Still waiting for your clarification. Not to mention people have literally asked in this thread such innane questions as what is the modifiee bonus on finns sword lmao
 

Whizbang Dustyboots

Gnometown Hero
Still waiting for your clarification.
I'm not sure how much more time to give to this, since people have tried to explain this to you multiple times, and you've been rudely dismissive throughout. It appears that some of this is due to ignorance, but your attitude is all you.

But on the off chance this is worth it: Games provide mechanical incentives to encourage the sort of play the designers want to see in the game.
  • Old school D&D, for instance, gave XP for accumulating treasure not for killing monsters, which incentivized sneaking around, stealing stuff and running before the monster found you.
  • Later versions of D&D instead gave D&D for "overcoming obstacles," which incentivized overcoming foes by whatever means possible and, as a result, made treasure a lot less appealing unless there was something to spend it on (see the relevant mega-thread for more on that).
  • In 5E, inspiration is supposed to be given out for clever play or roleplaying, which helps incentivize those. (In practice, advantage is so easy to get in 5E, lots of DMs don't bother with inspiration.)
  • In other, non-D&D games, characters sometimes get XP or plot tokens (inspiration counterparts, but often more powerful) for failing a task, incentivizing trying all sorts of stuff, with the expectation that bravery and recklessness is the path to future success.
To emulate something like the Adventure Time TV show, there should be mechanical incentives -- the equivalent of inspiration or XP or something else entirely -- for confronting feelings, dealing with hard truths, bonding with friends, making exciting discoveries. None of those are really covered by anything any version of D&D has done, so either new incentives would have to be created, what rewards XP would have to be changed, or both.
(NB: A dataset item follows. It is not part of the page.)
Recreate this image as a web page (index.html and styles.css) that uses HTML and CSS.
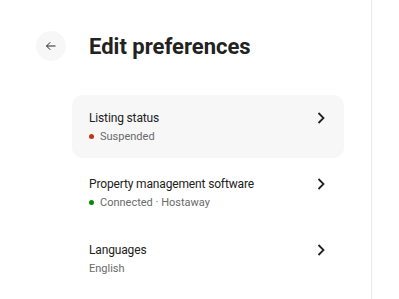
FILE: index.html
```html
<!DOCTYPE html>
<html lang="en">
<head>
    <meta charset="UTF-8">
    <meta name="viewport" content="width=device-width, initial-scale=1.0">
    <title>Edit preferences</title>
    <link rel="stylesheet" href="styles.css">
</head>
<body>
    <div class="page">
        <div class="main">
            <div class="header">
                <button class="back-btn" aria-label="Back">
                    <svg width="12" height="12" viewBox="0 0 32 32" fill="none" stroke="#222" stroke-width="2.6">
                        <path d="M28 16H4M14 6L4 16l10 10"/>
                    </svg>
                </button>
                <h1>Edit preferences</h1>
            </div>
            <div class="pref-list">
                <div class="pref-row active">
                    <div class="pref-text">
                        <div class="pref-title">Listing status</div>
                        <div class="pref-sub"><span class="dot red"></span>Suspended</div>
                    </div>
                    <svg class="chevron" width="8" height="12" viewBox="0 0 8 12" fill="none" stroke="#222" stroke-width="1.8">
                        <path d="M1.5 1l5 5-5 5"/>
                    </svg>
                </div>
                <div class="pref-row">
                    <div class="pref-text">
                        <div class="pref-title">Property management software</div>
                        <div class="pref-sub"><span class="dot green"></span>Connected · Hostaway</div>
                    </div>
                    <svg class="chevron" width="8" height="12" viewBox="0 0 8 12" fill="none" stroke="#222" stroke-width="1.8">
                        <path d="M1.5 1l5 5-5 5"/>
                    </svg>
                </div>
                <div class="pref-row">
                    <div class="pref-text">
                        <div class="pref-title">Languages</div>
                        <div class="pref-sub">English</div>
                    </div>
                    <svg class="chevron" width="8" height="12" viewBox="0 0 8 12" fill="none" stroke="#222" stroke-width="1.8">
                        <path d="M1.5 1l5 5-5 5"/>
                    </svg>
                </div>
            </div>
        </div>
    </div>
</body>
</html>
```

FILE: styles.css
```css
body {
    font-family: Roboto, "Liberation Sans", sans-serif;
    background-color: #fff;
    color: #222;
    margin: 0;
}

.page {
    display: flex;
    height: 299px;
}

.main {
    width: 372px;
    border-right: 1px solid #ebebeb;
    padding: 31px 0 0 36px;
    box-sizing: border-box;
}

.header {
    display: flex;
    align-items: center;
    gap: 23px;
}

.back-btn {
    width: 30px;
    height: 30px;
    border-radius: 50%;
    border: none;
    background-color: #f7f7f7;
    display: flex;
    align-items: center;
    justify-content: center;
    padding: 0;
    cursor: pointer;
}

.header h1 {
    margin: 0;
    font-size: 22px;
    font-weight: 700;
}

.pref-list {
    margin: 34px 0 0 36px;
    width: 272px;
    display: flex;
    flex-direction: column;
    gap: 3px;
}

.pref-row {
    height: 63px;
    padding: 0 19px 0 17px;
    display: flex;
    align-items: center;
    justify-content: space-between;
    border-radius: 10px;
}

.pref-row.active {
    background-color: #f7f7f7;
}

.chevron {
    align-self: flex-start;
    margin-top: 17px;
}

.pref-title {
    font-size: 12px;
    line-height: 17px;
    letter-spacing: -0.15px;
}

.pref-sub {
    font-size: 11px;
    line-height: 15px;
    color: #6a6a6a;
    margin-top: 2px;
    display: flex;
    align-items: center;
}

.dot {
    width: 5px;
    height: 5px;
    border-radius: 50%;
    margin-right: 6px;
}

.dot.red {
    background-color: #c13515;
}

.dot.green {
    background-color: #008a05;
}
```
As listed, and as stated earlier, the incentives in 2E D&D, which Pendleton Ward says is what inspired Adventure Time, are to kill stuff and take their treasure. Whether or not D&D was what inspired the show, those incentives would lead to PC behavior that doesn't match the Adventure Time fiction. (It would certainly change the relationship between Finn, Jake and the Ice King, for instance.) While players can and do sometimes ignore incentives, counting on them to ignore the rules of the game for the sake of the fiction is asking the many mechanically minded players out there to play the game "wrong." Better, instead, to create mechanical incentives to play the game "right" and match the fiction.
 

I'm not sure how much more time to give to this, since people have tried to explain this to you multiple times, and you've been rudely dismissive throughout. It appears that some of this is due to ignorance, but your attitude is all you.

But on the off chance this is worth it: Games provide mechanical incentives to encourage the sort of play the designers want to see in the game.
  • Old school D&D, for instance, gave XP for accumulating treasure not for killing monsters, which incentivized sneaking around, stealing stuff and running before the monster found you.
  • Later versions of D&D instead gave D&D for "overcoming obstacles," which incentivized overcoming foes by whatever means possible and, as a result, made treasure a lot less appealing unless there was something to spend it on (see the relevant mega-thread for more on that).
  • In 5E, inspiration is supposed to be given out for clever play or roleplaying, which helps incentivize those. (In practice, advantage is so easy to get in 5E, lots of DMs don't bother with inspiration.)
  • In other, non-D&D games, characters sometimes get XP or plot tokens (inspiration counterparts, but often more powerful) for failing a task, incentivizing trying all sorts of stuff, with the expectation that bravery and recklessness is the path to future success.
To emulate something like the Adventure Time TV show, there should be mechanical incentives -- the equivalent of inspiration or XP or something else entirely -- for confronting feelings, dealing with hard truths, bonding with friends, making exciting discoveries. None of those are really covered by anything any version of D&D has done, so either new incentives would have to be created, what rewards XP would have to be changed, or both.

As listed, and as stated earlier, the incentives in 2E D&D, which Pendleton Ward says is what inspired Adventure Time, are to kill stuff and take their treasure. Whether or not D&D was what inspired the show, those incentives would lead to PC behavior that doesn't match the Adventure Time fiction. (It would certainly change the relationship between Finn, Jake and the Ice King, for instance.) While players can and do sometimes ignore incentives, counting on them to ignore the rules of the game for the sake of the fiction is asking the many mechanically minded players out there to play the game "wrong." Better, instead, to create mechanical incentives to play the game "right" and match the fiction.
This is literally just making it so you experience for doing the silly stupid things that Jake and Finn get into. It's just a matter of "Go learn about the Ice King" or "Go rescue some people from the Ice King's latest scheme" and you get exp through both learning about him, dealing with some whacky and silly stuff, and then overcoming a few fights with the Ice King's latest minions. Experience for all of that. It's just really such a small thing that I couldn't see how it's a problem. Changing how you get experience is the oldest and easiest trick in the book, and there's so many ways to deal with it. I mean, Wild Beyond the Witchlight already had advancement options for characters who NEVER fight. It's been done already. Even for my own published setting, Scavenger, I have an entire experience system that is remodeled and dedicated to scavenging different things and bringing them back to patrons. It is not hard to do, and it changes the entire feel of the game in a way that is fun and expressive.